User visible implementation decisions:
1
Dynamic configuration shall be stored in the json file.
2
The dynamic configuration json file shall contain "version" field with a version in x.y.z format. If the x and/or y in the file is different than the one required by the running MySQLRouter instance, the configuration will be discarded with proper error message. Different z (patch) part should not break the compatibility.
3
Dynamic configuration file shall be verified against the json schema when loaded. In case it does not match the schema MySQLRouter shall leave with the proper error message.
4
Dynamic configuration json file shall be created during the bootstrap with the initial data.
5
Dynamic configuration file shall be (by default) placed in MySQLRouter's data directory.
6
Path to the dynamic configuration file shall be added to the [DEFAULT] section of the static configuration file: [DEFAULT] dynamic_config=/home/areliga/dev/router/install/x2/data/mysqlrouter_dynamic_conf.json
7
For now the initial data in the dynamic configuration file shall be InnoDB Cluster metadata server addresses and group replication ID.
8
Upon the startup the metadata_cache component shall load the initial metadata server addresses and replication group ID from the dynamic configuration file.
9
When the MySQLRouter is running whenever "metadata_cache" component discovers the changes in the metadata (for now the addresses of the metadata servers) it shall update the dynamic configuration file with the new data.
10
Static configuration file created during the bootstrap shall no longer contain bootstrap_server_addresses entry in the [metadata_cache] section. This information will be stored in the dynamic configuration json file.
11
If the dynamic configuration file is specified in the [DEFAULT] section of the static configuration file and the bootstrap_server_addresses is present in [metadata_cache] section, the static configuration file is invalid and shall be discarded with proper error message.
12
For backward compatibility if the [DEFAULT] section of the static configuration file does not contain the "dynamic_config" entry, the MySQLRouter shall not use the dynamic configuration functionality and static bootstrap_server_addresses shall still be required.
Proposed tasks split:

1) Create generic dynamic configuration handler in MySQLRouter - reads initial configuration from json file - allows router components to read selected section (by name) as json object - allows router components to write new state to the json (flushed to file) - synchronizes the access - includes writing UTs

2) Use dynamic configuration handler to write initial data while bootstraping - create the handler object on bootstrap - use it to write metadata cache data from bootstrap (metadata cache servers and group replication id) to json file - put path to that file in the static configuration file

3) Add usage of dynamic configuration handler in mysqlrouter - creating the handler object with file path read from static configuration - add API to expose this to other components (DIM) - chcecks the version for compatibility - verifies the schema (need to embed schema in the binary?)

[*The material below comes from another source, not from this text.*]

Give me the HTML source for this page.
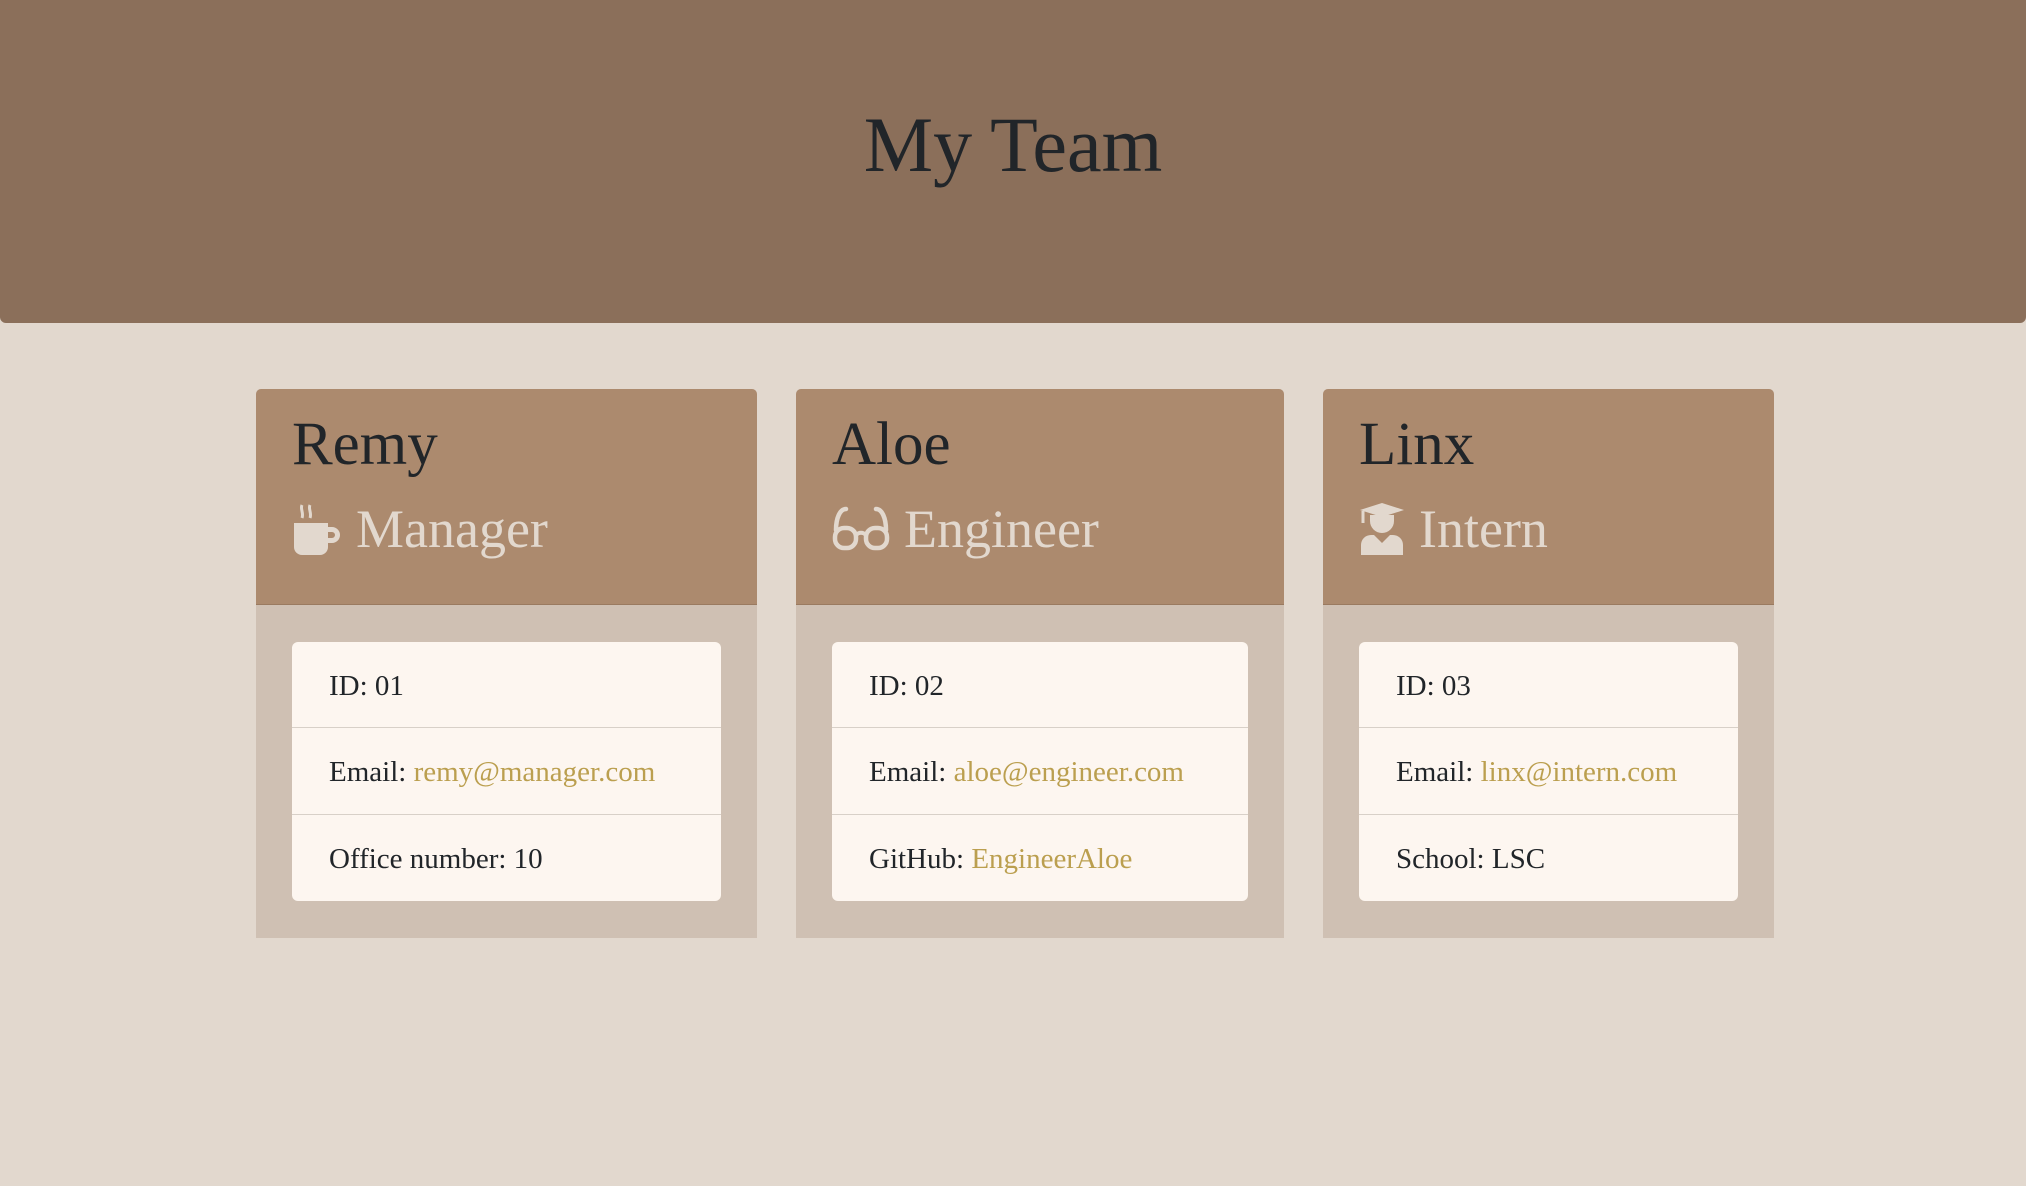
<!DOCTYPE html>
<html><head><meta charset="utf-8"><style>
*{box-sizing:border-box;margin:0;padding:0}
body{width:2026px;height:1186px;background:#e2d8ce;font-family:Georgia,"Liberation Serif",serif;color:#212529;position:relative;overflow:hidden}
.hdr{position:absolute;left:0;top:0;width:2026px;height:323px;background:#8b6f5a;border-radius:0 0 6px 6px}
.hdr h1{position:absolute;left:0;right:0;top:106px;text-align:center;font-weight:400;font-size:78px;line-height:1}
.card{position:absolute;top:389px;height:549px;background:#cfc0b3;border-radius:5px 5px 0 0}
.ch{height:216px;background:#ac8a6e;border-radius:5px 5px 0 0;border-bottom:1px solid #9a7a60;position:relative}
.name{position:absolute;left:36px;top:25px;font-size:61px;line-height:1}
.role{position:absolute;left:36px;top:113px;font-size:54px;color:#e2d8ce;line-height:1;display:flex;align-items:center}
.role svg{margin-right:14px}
.list{position:absolute;left:36px;right:36px;top:253px;height:259px;background:#fdf6f0;border-radius:6px}
.row{height:86.3px;border-bottom:1px solid #d8d0c8;font-size:29px;padding-left:37px;display:flex;align-items:center;padding-top:3px}
.row:last-child{border-bottom:none}
a{color:#bb9f4f;text-decoration:none}
</style></head><body>
<div class="hdr"><h1>My Team</h1></div>

<div class="card" style="left:256px;width:501px">
 <div class="ch"><div class="name">Remy</div>
 <div class="role"><svg width="50" height="52" viewBox="0 0 50 52"><path d="M2 20h34v24a8 8 0 0 1-8 8H10a8 8 0 0 1-8-8z" fill="#e2d8ce"/><path d="M36 24h4a8 8 0 0 1 0 16h-4v-5h4a3 3 0 0 0 0-6h-4z" fill="#e2d8ce"/><path d="M10 2c-2 4 2 8 0 13M18 2c-2 4 2 8 0 13" stroke="#e2d8ce" stroke-width="3" fill="none"/></svg>Manager</div></div>
 <div class="list"><div class="row">ID: 01</div><div class="row">Email:&nbsp;<a>remy@manager.com</a></div><div class="row">Office number: 10</div></div>
</div>

<div class="card" style="left:796px;width:488px">
 <div class="ch"><div class="name">Aloe</div>
 <div class="role"><svg width="58" height="46" viewBox="0 0 58 46"><path d="M14 3C8 3 4 12 4 24M44 3C50 3 54 12 54 24" stroke="#e2d8ce" stroke-width="4.5" fill="none" stroke-linecap="round"/><rect x="3" y="22" width="21" height="20" rx="9" stroke="#e2d8ce" stroke-width="4.5" fill="none"/><rect x="34" y="22" width="21" height="20" rx="9" stroke="#e2d8ce" stroke-width="4.5" fill="none"/><path d="M24 29c3-3 7-3 10 0" stroke="#e2d8ce" stroke-width="4" fill="none"/></svg>Engineer</div></div>
 <div class="list"><div class="row">ID: 02</div><div class="row">Email:&nbsp;<a>aloe@engineer.com</a></div><div class="row">GitHub:&nbsp;<a>EngineerAloe</a></div></div>
</div>

<div class="card" style="left:1323px;width:451px">
 <div class="ch"><div class="name">Linx</div>
 <div class="role"><svg width="46" height="52" viewBox="0 0 46 52"><path d="M23 0L45 7 23 14 1 7z" fill="#e2d8ce"/><path d="M4 8v12" stroke="#e2d8ce" stroke-width="3"/><path d="M11 12h24v6a12 12 0 0 1-24 0z" fill="#e2d8ce"/><path d="M2 52V42a10 10 0 0 1 10-10h3l8 8 8-8h3a10 10 0 0 1 10 10v10z" fill="#e2d8ce"/></svg>Intern</div></div>
 <div class="list"><div class="row">ID: 03</div><div class="row">Email:&nbsp;<a>linx@intern.com</a></div><div class="row">School: LSC</div></div>
</div>
</body></html>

4) Add handling of the dynamic configuration in the metadata cache - check if group replication from configuration didn't change (error handling if did) - load and use last stored set of metadata cache servers - save new set of metata cache servers each time a change is discovered during runtime

5) Write component level tests - metadata cache scenarios: - group replication id doesn't match - bootstrap server list changed during runtime - error case scenarios (wrong schema, wrong config file version) - and more

Schema validation:

The json specification does not say directly what should happen if the json object has some fields duplicated. RapidJson schema validator does not allow to mark a object field as unique as it allows to do for the array elements for example. RapidJson returns the value for the first occurrence in that case but this is implementation specific and we leave this behavior as undefined. So for example if "group-replication-id" field appears twice in the "metadata-cache" section in the dynamic file the behavior is not specified (currently the first value used).